Both truths concealed important falsehoods. The government’s sudden concern for Ashby’s fate was belied by its own reading of death warrants to people who are saved from the rope only by recourse to fully legal devices whose existence is as well known to Mr. Maharaj as to them. Everyone knows that should a fax to the Privy Council go astray or a judge decline to be awakened at two o’clock in the morning, Mr. Maharaj will break a neck as readily as the PNM broke Ashby’s on the same kind of technicality, a readiness made even more hypocritical by Mr. Maharaj’s own proclaimed status as an abolitionist.

The contention that the PNM is only concerned with trying to make the Government look bad is also perfectly true. But if the government could be made to look bad in the eyes of its supporters it would have been out of office long ago. It also assumes that the population can make no distinction between Government and Parliament, an incapacity which has been fostered by all politicians and parties, without exception, since independence. One remembers that Mr. Manning called the early 1995 election to beef up an already artificial majority of three, as if his party had a God-given right to be spared any need for Parliamentary compromise. Now the Government’s contention is that if the population wants its work done it must provide the UNC with a majority sufficient to enable it to bulldoze its way past the special majority provision of the Constitution, a provision which exists precisely to promote compromise over bulldozing.
The subject of the debate, therefore, was not its object. Its object was electioneering, pure and simple. The inevitable consequence was that the tone was not that of the legislature but of the hustings, and of particularly rowdy and illiterate hustings at that. Mr. Maharaj, indeed, demonstrated his lack of control of parliamentary discourse by an even greater incidence than usual of anacoluthon in his attempts at formal utterance, and a greater proportion of crude Creole as excitement got the better of him.

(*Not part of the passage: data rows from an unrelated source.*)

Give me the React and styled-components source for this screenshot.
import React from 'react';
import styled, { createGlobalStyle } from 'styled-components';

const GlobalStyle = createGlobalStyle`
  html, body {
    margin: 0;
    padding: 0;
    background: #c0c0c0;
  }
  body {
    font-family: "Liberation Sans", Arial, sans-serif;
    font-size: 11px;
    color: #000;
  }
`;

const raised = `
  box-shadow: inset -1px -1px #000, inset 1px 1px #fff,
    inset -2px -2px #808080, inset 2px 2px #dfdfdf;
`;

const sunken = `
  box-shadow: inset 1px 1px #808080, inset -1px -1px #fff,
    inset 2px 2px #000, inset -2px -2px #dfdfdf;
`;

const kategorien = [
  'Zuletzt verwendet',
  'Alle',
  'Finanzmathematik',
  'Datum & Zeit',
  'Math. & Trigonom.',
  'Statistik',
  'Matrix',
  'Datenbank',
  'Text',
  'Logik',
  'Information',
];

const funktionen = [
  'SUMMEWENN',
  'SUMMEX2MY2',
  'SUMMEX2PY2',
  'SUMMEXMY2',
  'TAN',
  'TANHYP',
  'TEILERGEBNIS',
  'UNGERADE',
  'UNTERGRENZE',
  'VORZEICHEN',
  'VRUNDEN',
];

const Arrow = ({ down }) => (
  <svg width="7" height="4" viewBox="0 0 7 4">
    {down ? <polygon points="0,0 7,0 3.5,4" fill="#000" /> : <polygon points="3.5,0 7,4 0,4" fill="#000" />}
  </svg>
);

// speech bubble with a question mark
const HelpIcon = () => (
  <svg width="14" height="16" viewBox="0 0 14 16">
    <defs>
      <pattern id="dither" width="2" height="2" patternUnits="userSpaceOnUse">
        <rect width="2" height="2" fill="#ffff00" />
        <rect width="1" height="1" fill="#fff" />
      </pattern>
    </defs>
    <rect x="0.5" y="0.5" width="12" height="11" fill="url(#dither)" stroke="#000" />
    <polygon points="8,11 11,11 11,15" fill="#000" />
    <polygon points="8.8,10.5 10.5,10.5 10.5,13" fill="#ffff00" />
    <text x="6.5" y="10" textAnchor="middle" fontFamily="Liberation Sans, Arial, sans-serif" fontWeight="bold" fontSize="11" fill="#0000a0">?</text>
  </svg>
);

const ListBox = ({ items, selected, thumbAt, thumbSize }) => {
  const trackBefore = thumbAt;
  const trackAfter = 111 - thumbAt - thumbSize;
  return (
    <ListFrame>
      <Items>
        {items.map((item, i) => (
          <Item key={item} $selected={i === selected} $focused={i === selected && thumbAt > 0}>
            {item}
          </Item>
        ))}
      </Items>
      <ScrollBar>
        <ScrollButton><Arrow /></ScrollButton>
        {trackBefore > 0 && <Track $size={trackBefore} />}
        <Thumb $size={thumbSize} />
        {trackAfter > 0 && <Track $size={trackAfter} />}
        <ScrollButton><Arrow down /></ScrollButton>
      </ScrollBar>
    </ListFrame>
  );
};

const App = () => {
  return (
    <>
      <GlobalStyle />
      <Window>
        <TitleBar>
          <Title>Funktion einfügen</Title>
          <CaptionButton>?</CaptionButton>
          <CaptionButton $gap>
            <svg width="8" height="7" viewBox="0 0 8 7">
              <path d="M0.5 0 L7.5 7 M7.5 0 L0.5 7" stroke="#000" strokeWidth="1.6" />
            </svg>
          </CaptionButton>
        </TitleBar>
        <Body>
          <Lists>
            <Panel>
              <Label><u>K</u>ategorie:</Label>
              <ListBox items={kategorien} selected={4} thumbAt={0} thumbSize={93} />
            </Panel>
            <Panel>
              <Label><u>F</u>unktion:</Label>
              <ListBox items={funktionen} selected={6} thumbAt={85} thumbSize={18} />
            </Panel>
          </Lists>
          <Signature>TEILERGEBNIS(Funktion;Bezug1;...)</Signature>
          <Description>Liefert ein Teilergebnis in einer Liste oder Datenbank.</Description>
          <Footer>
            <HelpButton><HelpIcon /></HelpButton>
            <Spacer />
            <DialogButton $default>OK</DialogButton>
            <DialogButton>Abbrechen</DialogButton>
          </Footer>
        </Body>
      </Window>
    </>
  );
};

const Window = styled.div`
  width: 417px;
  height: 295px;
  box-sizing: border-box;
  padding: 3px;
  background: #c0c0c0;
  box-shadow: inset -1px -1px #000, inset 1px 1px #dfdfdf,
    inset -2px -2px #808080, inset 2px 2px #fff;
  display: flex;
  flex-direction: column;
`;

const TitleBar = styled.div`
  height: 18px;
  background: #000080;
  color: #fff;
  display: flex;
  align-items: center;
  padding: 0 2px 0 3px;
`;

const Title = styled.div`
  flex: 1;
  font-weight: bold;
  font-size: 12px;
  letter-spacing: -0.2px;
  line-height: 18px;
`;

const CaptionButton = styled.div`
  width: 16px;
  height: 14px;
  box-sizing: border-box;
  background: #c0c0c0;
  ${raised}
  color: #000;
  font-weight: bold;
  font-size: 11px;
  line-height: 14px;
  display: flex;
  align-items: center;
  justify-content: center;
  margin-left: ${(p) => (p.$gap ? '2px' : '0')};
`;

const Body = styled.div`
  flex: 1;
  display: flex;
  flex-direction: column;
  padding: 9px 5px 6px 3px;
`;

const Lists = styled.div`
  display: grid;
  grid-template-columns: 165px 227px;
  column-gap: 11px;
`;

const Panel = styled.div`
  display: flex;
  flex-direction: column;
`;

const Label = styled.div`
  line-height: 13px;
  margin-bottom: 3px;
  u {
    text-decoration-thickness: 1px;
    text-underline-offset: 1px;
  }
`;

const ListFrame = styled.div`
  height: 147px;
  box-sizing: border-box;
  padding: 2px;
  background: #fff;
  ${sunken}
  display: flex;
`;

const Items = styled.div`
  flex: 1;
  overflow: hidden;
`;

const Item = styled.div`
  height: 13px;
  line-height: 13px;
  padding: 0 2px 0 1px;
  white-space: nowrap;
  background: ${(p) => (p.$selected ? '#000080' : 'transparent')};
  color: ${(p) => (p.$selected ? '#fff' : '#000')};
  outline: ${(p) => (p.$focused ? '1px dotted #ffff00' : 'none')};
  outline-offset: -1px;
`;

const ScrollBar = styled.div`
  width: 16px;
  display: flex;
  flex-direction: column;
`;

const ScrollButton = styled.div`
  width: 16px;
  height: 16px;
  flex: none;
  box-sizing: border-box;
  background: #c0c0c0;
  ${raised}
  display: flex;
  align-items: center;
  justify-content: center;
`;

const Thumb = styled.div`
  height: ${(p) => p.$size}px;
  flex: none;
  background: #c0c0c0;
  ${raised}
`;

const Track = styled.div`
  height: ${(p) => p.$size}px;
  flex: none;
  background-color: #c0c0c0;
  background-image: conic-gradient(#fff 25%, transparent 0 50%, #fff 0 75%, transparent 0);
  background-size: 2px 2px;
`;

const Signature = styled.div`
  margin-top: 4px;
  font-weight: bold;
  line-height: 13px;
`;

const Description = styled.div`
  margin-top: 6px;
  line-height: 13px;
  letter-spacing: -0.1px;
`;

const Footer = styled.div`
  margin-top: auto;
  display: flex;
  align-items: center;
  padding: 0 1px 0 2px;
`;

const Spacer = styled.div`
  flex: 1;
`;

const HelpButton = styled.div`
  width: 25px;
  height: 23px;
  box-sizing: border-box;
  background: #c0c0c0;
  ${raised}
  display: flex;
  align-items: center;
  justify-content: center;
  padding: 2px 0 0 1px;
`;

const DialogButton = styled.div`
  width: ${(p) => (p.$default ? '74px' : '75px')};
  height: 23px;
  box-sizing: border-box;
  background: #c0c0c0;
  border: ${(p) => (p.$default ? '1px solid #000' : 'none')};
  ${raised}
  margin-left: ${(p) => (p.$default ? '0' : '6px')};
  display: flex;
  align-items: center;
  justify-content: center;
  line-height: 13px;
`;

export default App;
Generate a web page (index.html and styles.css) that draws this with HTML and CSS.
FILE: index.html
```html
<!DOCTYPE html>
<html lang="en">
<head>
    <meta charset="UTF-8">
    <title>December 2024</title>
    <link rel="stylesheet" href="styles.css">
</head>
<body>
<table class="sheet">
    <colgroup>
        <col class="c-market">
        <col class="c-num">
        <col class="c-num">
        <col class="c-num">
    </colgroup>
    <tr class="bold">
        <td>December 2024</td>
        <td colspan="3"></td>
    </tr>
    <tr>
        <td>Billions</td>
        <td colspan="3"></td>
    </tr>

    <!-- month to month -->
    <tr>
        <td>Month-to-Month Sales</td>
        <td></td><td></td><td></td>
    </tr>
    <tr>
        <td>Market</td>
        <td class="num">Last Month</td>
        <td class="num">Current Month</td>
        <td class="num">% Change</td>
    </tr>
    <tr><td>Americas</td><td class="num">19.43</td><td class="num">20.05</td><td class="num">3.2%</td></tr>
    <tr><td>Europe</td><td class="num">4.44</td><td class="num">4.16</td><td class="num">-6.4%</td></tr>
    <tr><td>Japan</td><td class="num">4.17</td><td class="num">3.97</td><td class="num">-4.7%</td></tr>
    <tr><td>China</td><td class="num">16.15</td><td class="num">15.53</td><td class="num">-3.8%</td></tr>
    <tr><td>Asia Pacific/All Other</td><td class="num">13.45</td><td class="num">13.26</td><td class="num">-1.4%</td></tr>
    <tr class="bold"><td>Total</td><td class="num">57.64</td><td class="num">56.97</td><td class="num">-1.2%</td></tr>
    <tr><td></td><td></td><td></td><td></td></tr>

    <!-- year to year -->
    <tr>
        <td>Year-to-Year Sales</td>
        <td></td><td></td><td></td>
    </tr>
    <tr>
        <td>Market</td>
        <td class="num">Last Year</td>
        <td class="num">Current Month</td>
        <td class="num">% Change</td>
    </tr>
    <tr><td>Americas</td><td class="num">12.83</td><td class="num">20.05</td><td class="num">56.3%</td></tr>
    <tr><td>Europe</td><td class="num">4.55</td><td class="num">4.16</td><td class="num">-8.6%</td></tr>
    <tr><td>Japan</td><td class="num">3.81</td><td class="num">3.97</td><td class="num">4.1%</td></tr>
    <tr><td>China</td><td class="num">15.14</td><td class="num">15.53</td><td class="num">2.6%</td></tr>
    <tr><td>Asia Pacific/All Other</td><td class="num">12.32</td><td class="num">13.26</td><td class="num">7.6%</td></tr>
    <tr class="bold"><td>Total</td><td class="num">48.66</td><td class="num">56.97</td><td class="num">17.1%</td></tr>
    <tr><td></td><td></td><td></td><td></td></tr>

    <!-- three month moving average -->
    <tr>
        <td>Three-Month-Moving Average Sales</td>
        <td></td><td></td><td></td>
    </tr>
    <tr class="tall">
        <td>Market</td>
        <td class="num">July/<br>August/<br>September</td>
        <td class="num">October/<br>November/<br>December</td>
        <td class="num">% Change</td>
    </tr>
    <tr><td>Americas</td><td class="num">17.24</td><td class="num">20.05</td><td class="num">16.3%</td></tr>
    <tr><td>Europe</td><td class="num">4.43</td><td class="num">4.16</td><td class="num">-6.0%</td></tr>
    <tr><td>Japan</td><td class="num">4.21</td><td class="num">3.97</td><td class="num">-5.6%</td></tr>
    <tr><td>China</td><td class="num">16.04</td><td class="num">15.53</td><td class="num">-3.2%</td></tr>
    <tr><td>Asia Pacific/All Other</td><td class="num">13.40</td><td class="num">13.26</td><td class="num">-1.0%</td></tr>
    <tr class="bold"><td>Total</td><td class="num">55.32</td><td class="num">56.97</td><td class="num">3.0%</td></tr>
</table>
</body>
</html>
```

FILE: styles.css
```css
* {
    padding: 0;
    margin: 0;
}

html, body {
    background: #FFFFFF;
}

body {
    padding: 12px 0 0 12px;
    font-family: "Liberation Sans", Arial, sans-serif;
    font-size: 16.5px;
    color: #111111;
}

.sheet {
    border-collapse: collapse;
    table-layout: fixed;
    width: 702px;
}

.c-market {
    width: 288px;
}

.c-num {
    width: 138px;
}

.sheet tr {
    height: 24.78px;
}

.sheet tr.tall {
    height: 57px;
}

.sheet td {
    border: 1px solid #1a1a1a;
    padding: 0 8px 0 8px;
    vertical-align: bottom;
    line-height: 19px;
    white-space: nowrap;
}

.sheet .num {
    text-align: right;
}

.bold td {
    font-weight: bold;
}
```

Crudity, indeed, was the order of the day. Mr. Manning at one point maintained that one clause of the Bill would enable condemned men to be hanged immediately after the warrant was read. This was a conscious misrepresentation on two counts: first, the clause in question lent itself to no such interpretation, and two, the usual delay of four days between warrant and execution is merely a convention, which has been breached in the past, and by the PNM. Mr. Manning, however, illustrated his point by stating that even Mr. Maharaj’s brother, now under sentence of death in Florida for murder, had told one of his victims to kneel and make his peace with God before shooting him in the head. Mr. Maharaj, for his part, repeatedly accused the Opposition of blocking the Bill to save their friends in Death Row from the scaffold.

Mr. Manning’s insistence on preserving the right of access to the human rights bodies would have been convincing only if he had not also agreed that the time spent before these bodies should not count toward the five-year Pratt and Morgan limit. This in fact was the PNM’s policy when in office, and is even more hypocritical than the UNC’s approach because it recognises the commissions while rendering them impotent. In fact, the PNM went further along this path by hanging Ashby while his appeal to one of the commissions was pending. Mr. Manning sought to bolster his hypocrisy with a contention that the commissions were now complying de facto with the deadlines “imposed” on them by the Government, a claim he must know is completely unfounded.

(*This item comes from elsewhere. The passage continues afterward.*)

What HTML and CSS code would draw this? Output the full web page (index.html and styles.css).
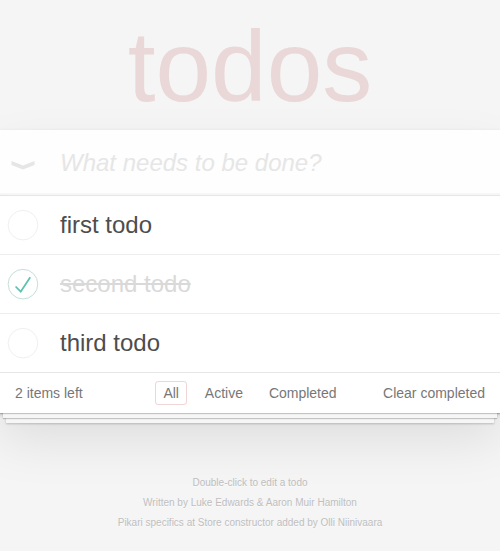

The task of putting across the wearisome contention of the Government that the amendment is not about hanging per se but about applying the law fell on this occasion to Dr. Morgan Job. Dr. Job acquitted himself of his task in a spate of demagoguery larded with copious quotations from Thomas Aquinas and Cicero (which he pronounced “Kickero”, on the strength, he said, of his God-given right to pronounce words any way he liked). The efforts to save murderers from the gallows he attributed to the “European” orientation of an abolitionist conspiracy in this country and the abolitionist orientation of all members of the Inter-American Human Rights Commission, both groups being out of touch with the social realities of Trinidad and Tobago. He neglected to mention that Latin America is not Europe and that the adherence of this country to the American Convention was, as its preamble states, a voluntary undertaking to join with the rest of the hemisphere to promote the principles of justice elaborated by civilised nations over the centuries. In the spurious profundity of his reflections on the origins of law and justice, Job denied these concepts the evolutionary content without which we would still be hanging pickpockets. He also implicitly denied any link between the society of Trinidad and Tobago and human society as a whole.

Above all, Job mercilessly flogged the dead horse of the Government’s contention that it is trying to apply the law, when in fact what it is trying desperately to do is change it. The law of Trinidad and Tobago does not say that murderers shall be hanged. It says they shall be condemned to death. This is not a quibble. Pratt and Morgan is part of the law of Trinidad and Tobago; the right of access to the Human Rights committees is part of the law of Trinidad and Tobago; the right to a stay of execution when a Constitutional motion has been entered is part of the law of Trinidad and Tobago. If the conflict among these provisions is to be resolved there must be better proof than either Government or Opposition has provided that the changes correspond to the desires of the people of this country, and a better explanation of their concomitant effects on democracy as a whole. There should also be, somewhere in the whole sordid mess, a glimmer of recognition that on occasion governments should lead, not follow, the people they serve.